Key highlights

  • Dwindling household savings, shrinking corporate margins, and tight credit conditions are creating expectations of a mild recession in mid-2024. But the path to a soft landing is widening.

  • Dovish monetary policy changes are usually seen as tailwinds for capital values, but there will still be sector and market polarisation.

  • Near-term US returns are still under pressure from market fundamentals and wide bid-ask spreads, but pressures should ease towards the end of 2024.

United States economic outlook


The economy entered 2024 on a seemingly solid footing, with the latest payroll data pointing to steady, if unspectacular, job gains. Consumer spending is ticking along nicely, and households are feeling a little less downbeat as inflation cools. We continue to think harder times lie ahead, though. Dwindling household savings, shrinking corporate margins, and tight credit conditions will weigh on growth over the first half of 2024, before a mild recession in the second half of 2024. But the path to a soft landing continues to widen, helped by a large and ongoing easing in financial conditions. 


Consumer price index inflation is running at uncomfortably high rates, particularly in the services sector. Indeed, over the past six months, core services inflation has risen 5% in annualised terms. However, these pressures look less acute in the Federal Reserve’s (Fed) preferred personal consumption expenditures inflation measures, and this pattern looks set to continue for December. We still think some aspects of inflation remain sticky and these might slow progress towards the Fed’s target in early-2024. However, the broad picture is that we have seen very significant progress in tackling the inflation surge in the US.


The Fed delivered a dovish policy pivot in December, removing its bias towards further tightening and starting the conversation around rate cuts. As inflation slows, the Fed is increasingly focusing on avoiding a hard landing, so we now expect the first cut in May rather than in June. Markets are pricing-in an even earlier start. We can’t rule out a cut in March, but we think that this would require a more marked deterioration in growth and inflation. Thereafter, the market expects around 150-175 basis points of easing over 2024, but we are pencilling-in even brisker easing as the economy struggles. 

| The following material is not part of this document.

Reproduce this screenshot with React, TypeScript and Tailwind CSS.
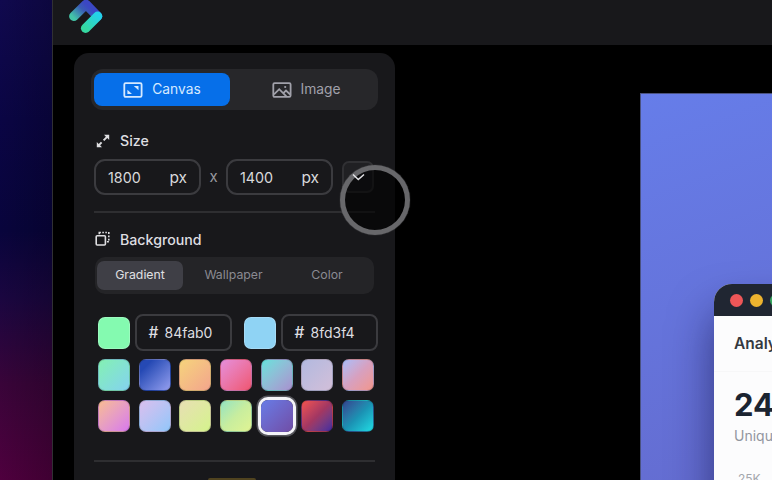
import React from "react";

const swatches: string[][] = [
  [
    "bg-linear-135 from-[#84f0b2] to-[#84d2ee]",
    "bg-linear-135 from-[#2549b4] from-20% to-[#959eef]",
    "bg-linear-135 from-[#f5d37b] to-[#f3a58c]",
    "bg-linear-135 from-[#e58edb] to-[#ef5571]",
    "bg-linear-135 from-[#63e2dc] to-[#a791cf]",
    "bg-linear-135 from-[#b2b9df] to-[#d2bfd9]",
    "bg-linear-135 from-[#a9bdfa] via-[#d7a0bf] to-[#f2968c]",
  ],
  [
    "bg-linear-135 from-[#f8bb91] to-[#d878ec]",
    "bg-linear-135 from-[#d9bfee] to-[#91c6fa]",
    "bg-linear-135 from-[#e7dfb3] to-[#d5f38c]",
    "bg-linear-135 from-[#93e3c0] via-[#c8ed9e] to-[#e0f493]",
    "bg-linear-135 from-[#667ce7] to-[#704da6]",
    "bg-linear-135 from-[#f4534d] via-[#a33762] to-[#4527a0]",
    "bg-linear-135 from-[#30448e] via-[#1b91b3] to-[#22dce3]",
  ],
];

function Logo() {
  return (
    <svg className="ml-4 -mt-[1px] h-[34px] w-[34px] shrink-0" viewBox="0 0 34 34" fill="none">
      <defs>
        <linearGradient id="left" x1="4" y1="18" x2="17" y2="5" gradientUnits="userSpaceOnUse">
          <stop stopColor="#43c5a8" />
          <stop offset=".65" stopColor="#3a5cb5" />
          <stop offset="1" stopColor="#3b47c3" />
        </linearGradient>
        <linearGradient id="right" x1="17" y1="30" x2="29" y2="17" gradientUnits="userSpaceOnUse">
          <stop stopColor="#35d8a1" />
          <stop offset="1" stopColor="#24d2e8" />
        </linearGradient>
      </defs>
      <path d="M4.8 17.3 17 5.4l11.6 11.8" stroke="url(#left)" strokeWidth="9.4" strokeLinecap="round" strokeLinejoin="round" />
      <path d="M28.6 17.2 16.6 29.2" stroke="url(#right)" strokeWidth="9.4" strokeLinecap="round" />
    </svg>
  );
}

function CanvasIcon() {
  return (
    <svg className="h-4 w-5" viewBox="0 0 20 16" fill="none" stroke="currentColor" strokeWidth="1.8">
      <rect x="1.3" y="1.1" width="17.3" height="13.8" rx="1.3" />
      <path d="M10.8 4h4.7v4.2zM9 12H4.4V7.8z" fill="currentColor" stroke="none" />
    </svg>
  );
}

function ImageIcon() {
  return (
    <svg className="h-4 w-5" viewBox="0 0 20 16" fill="none" stroke="currentColor" strokeWidth="1.8">
      <rect x="1.3" y="1.1" width="17.3" height="13.8" rx="1.3" />
      <path d="m2 12.4 5.2-5.2 7.2 7.2M11.3 11.2l2.7-2.7 4.2 4" />
      <circle cx="13.2" cy="5" r="1.1" fill="currentColor" stroke="none" />
    </svg>
  );
}

function ExpandIcon() {
  return (
    <svg className="h-[14px] w-[14px]" viewBox="0 0 14 14" fill="currentColor">
      <path d="M8 .8h5.2V6l-1.9-1.9-3 3-1.4-1.4 3-3zM6 13.2H.8V8l1.9 1.9 2.2-2.2 1.4 1.4-2.2 2.2z" />
    </svg>
  );
}

function LayersIcon() {
  return (
    <svg className="h-4 w-4" viewBox="0 0 16 16" fill="none" stroke="currentColor" strokeWidth="1.6">
      <rect x="1.2" y="4.8" width="9.2" height="9.2" rx="1" />
      <path d="M4.3 3.2V1.5h1.6M7.3 1.5h1.6M10.3 1.5h1.6M13.8 1.1v1.8M13.8 4.6v1.6M13.8 7.7v1.7M13.9 10.8h-2" />
    </svg>
  );
}

function SizeField({ value }: { value: string }) {
  return (
    <div className="flex h-9 w-[107px] items-center justify-between rounded-[11px] border-2 border-[#3b3b3f] px-3 pt-px text-[#d9d9dc]">
      <span className="text-[14.3px]">{value}</span>
      <span className="text-[15.5px]">px</span>
    </div>
  );
}

function HexField({ value, color }: { value: string; color: string }) {
  return (
    <div className="flex items-center">
      <div className={"h-8 w-8 rounded-[7px] border border-white/20 " + color} />
      <div className="ml-[4.5px] flex h-[37px] w-[97.5px] items-center rounded-[8px] border-2 border-[#3b3b3f] pl-3 text-[#dedee1]">
        <span className="w-4 text-[15.5px] font-medium">#</span>
        <span className="text-[14px]">{value}</span>
      </div>
    </div>
  );
}

function Sidebar() {
  return (
    <aside className="relative mt-[8px] ml-[21px] h-[427px] w-[321px] shrink-0 rounded-t-[15px] bg-[#18181b] pt-4 pl-[17px]">
      <div className="flex h-[41px] w-[287px] items-center rounded-[12px] bg-[#27272a] pl-[3px] text-[13.8px]">
        <div className="flex h-[33px] w-[136px] items-center justify-center gap-[9px] rounded-[8px] bg-[#066fe9] text-[#d5e9ff]">
          <CanvasIcon />
          <span>Canvas</span>
        </div>
        <div className="flex flex-1 items-center justify-center gap-2 pl-[5px] text-[#a1a1aa]">
          <ImageIcon />
          <span>Image</span>
        </div>
      </div>

      <div className="mt-[21px] ml-[5px] flex h-5 items-center gap-[10px] text-[14.2px] font-medium text-[#dedee1]">
        <ExpandIcon />
        <span>Size</span>
      </div>
      <div className="mt-[8px] ml-[3px] flex items-center">
        <SizeField value="1800" />
        <span className="w-[25px] pt-px text-center text-[15px] text-[#98989f]">x</span>
        <SizeField value="1400" />
        <div className="ml-[9px] flex h-8 w-8 items-center justify-center rounded-[7px] border-2 border-[#303033] bg-[#202023]" />
      </div>
      <div className="mt-4 ml-[3px] h-[2px] w-[281px] bg-[#2e2e31]" />

      <div className="mt-4 ml-[4px] flex h-5 items-center gap-[9px] text-[14.2px] font-medium text-[#dedee1]">
        <LayersIcon />
        <span className="pt-px">Background</span>
      </div>
      <div className="mt-[8px] ml-[4px] flex h-[37px] w-[279px] items-center rounded-[10px] bg-[#242427] pl-[2px] text-[12.3px] text-[#8a8a92]">
        <div className="flex h-[29px] w-[86px] items-center justify-center rounded-[7px] bg-[#3f3f46] text-[#e0e0e3]">Gradient</div>
        <div className="w-[101px] text-center">Wallpaper</div>
        <div className="flex-1 pr-[4px] text-center">Color</div>
      </div>
      <div className="mt-[20px] ml-[7px] flex gap-[12px]">
        <HexField value="84fab0" color="bg-[#84fab0]" />
        <HexField value="8fd3f4" color="bg-[#8fd3f4]" />
      </div>
      <div className="mt-[8px] ml-[7px] flex w-[276px] flex-col gap-[9px]">
        {swatches.map((row, r) => (
          <div key={r} className="flex justify-between">
            {row.map((fill, c) => (
              <div
                key={c}
                className={
                  (r === 1 && c === 4
                    ? "h-8 w-8 rounded-[7px] shadow-[0_0_0_3px_#f4f4f8,0_0_0_4.5px_#55555b] "
                    : "h-8 w-8 rounded-[7px] border border-black/15 ") + fill
                }
              />
            ))}
          </div>
        ))}
      </div>
      <div className="mt-[28px] ml-[3px] h-[2px] w-[281px] bg-[#2e2e31]" />
      <div className="mt-4 ml-[117px] h-[2px] w-[48px] rounded-t-sm bg-[#50431f]" />

      <div className="absolute top-[112px] left-[266px] h-[70px] w-[70px] rounded-full border-[5px] border-[#727276]/90 bg-black/60 shadow-[0_0_1px_#727276]" />
      <svg className="absolute top-[120px] left-[276.5px] h-2 w-4" viewBox="0 0 16 8" fill="none" stroke="#e4e4e7" strokeWidth="1.5">
        <path d="m2 1.5 5.3 5 5.7-5" />
      </svg>
    </aside>
  );
}

function Preview() {
  return (
    <section className="mt-[48px] ml-auto h-[387px] w-[132px] overflow-hidden border-t border-l border-[#4a5280] bg-linear-160 from-[#667de9] to-[#646cd0] pt-[190px] pl-[73px]">
      <div className="h-[600px] w-[400px] overflow-hidden rounded-[18px] bg-[#fcfcfd] shadow-[0_28px_44px_0_rgba(15,15,65,0.58)]">
        <div className="flex h-8 items-center gap-[7px] bg-[#202632] pl-4">
          <div className="h-[13px] w-[13px] rounded-full bg-[#ee5658]" />
          <div className="h-[13px] w-[13px] rounded-full bg-[#edb32f]" />
          <div className="h-[13px] w-[13px] rounded-full bg-[#38a861]" />
        </div>
        <div className="flex h-14 items-center border-b border-[#f7f7f8] pl-5 text-[15.5px] font-semibold text-[#343940]">Analytics</div>
        <div className="mt-[14px] pl-5 text-[31px] leading-[38px] font-bold text-[#1b2431]">24.7K</div>
        <div className="mt-[2px] pl-5 text-[14px] leading-5 text-[#92969f]">Unique Visitors</div>
        <div className="mt-[25px] pl-6 text-[12px] leading-4 text-[#a3a6ac]">25K</div>
      </div>
    </section>
  );
}

export default function App() {
  return (
    <div className="flex h-[480px] w-[772px] overflow-hidden bg-black font-['Inter',sans-serif]">
      <div className="w-[52px] shrink-0 bg-[linear-gradient(90deg,transparent,rgba(0,0,0,0.2)),linear-gradient(180deg,#10094e_0%,#0a0544_25%,#08043c_48%,#1a0640_62%,#390439_80%,#4f003e_100%)]" />
      <main className="flex min-w-0 flex-1 flex-col border-l border-[#303033]">
        <header className="flex h-[45px] shrink-0 items-start overflow-hidden bg-[#18181b]">
          <Logo />
        </header>
        <div className="flex flex-1 items-start">
          <Sidebar />
          <Preview />
        </div>
      </main>
    </div>
  );
}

United States economic outlook

North American real estate market overview 

We expect 2024 to be an interesting year. In the first half, we expect prices to fall 7-10% across sectors.

More price discovery is expected to occur, at least in the first half of the year, as elevated interest rates and a mild recession could lead to attractive prices for selected assets.

Secondary office assets have already seen sharp repricing because of rising vacancies. This is a result of hybrid working. We think that once interest rates begin to drop and inflation cools further, conversion or rehabilitation of underperforming offices will become more attractive and financially viable. We also expect to see more substantial state/local-government aid for these initiatives in 2024.

In the retail sector, weak supply for strip retail is proving positive, but consumers are expected to face headwinds this year. This leads us to be cautious on the near-term prospects.

Outlook for risk and performance 

We are bearish on US offices, as occupiers struggle to get employees back into the office. Weekly physical occupancy seems to have plateaued at around 50% nationally. Effective rental growth will be weak as sublease availabilities force direct landlords to entice occupiers with increasingly large concessions. We are even seeing an increase in subleases for buildings on their first leasing cycle. Recovery for the office markets will be a long and played-out affair. A large amount of inventory still needs to be withdrawn before we see an improvement in the supply/demand dynamics.

Established east-coast population hubs are proving positive for multifamily. Despite the large national volume of deliveries, supply in the east coast is expected to remain limited. Pockets of forced sales may come up on smaller properties in the east-coast and Sunbelt markets. These are likely to be for properties financed between 2020-2022. This could offer buying opportunities.

We like strip retail, lifestyle centres, and standalone retail, particularly grocery or discount-store-anchored properties in the Sunbelt and Midwest. These should benefit from higher population growth and the limited supply pipeline, but they will face headwinds as economic conditions deteriorate.

We are bullish about industrial and logistics markets surrounding the Gulf and east-coast ports. We think these ports should be primed to capture more shipping volumes as friend-shoring becomes more prominent. Recent infrastructure upgrades to the ports of Savannah and New Jersey should attract more shippers because of nearshoring/onshoring opportunities. Land-border traffic is expected to grow because of nearshoring. This is expected give a boost to markets with established intermodal terminals, such as Chicago and Dallas.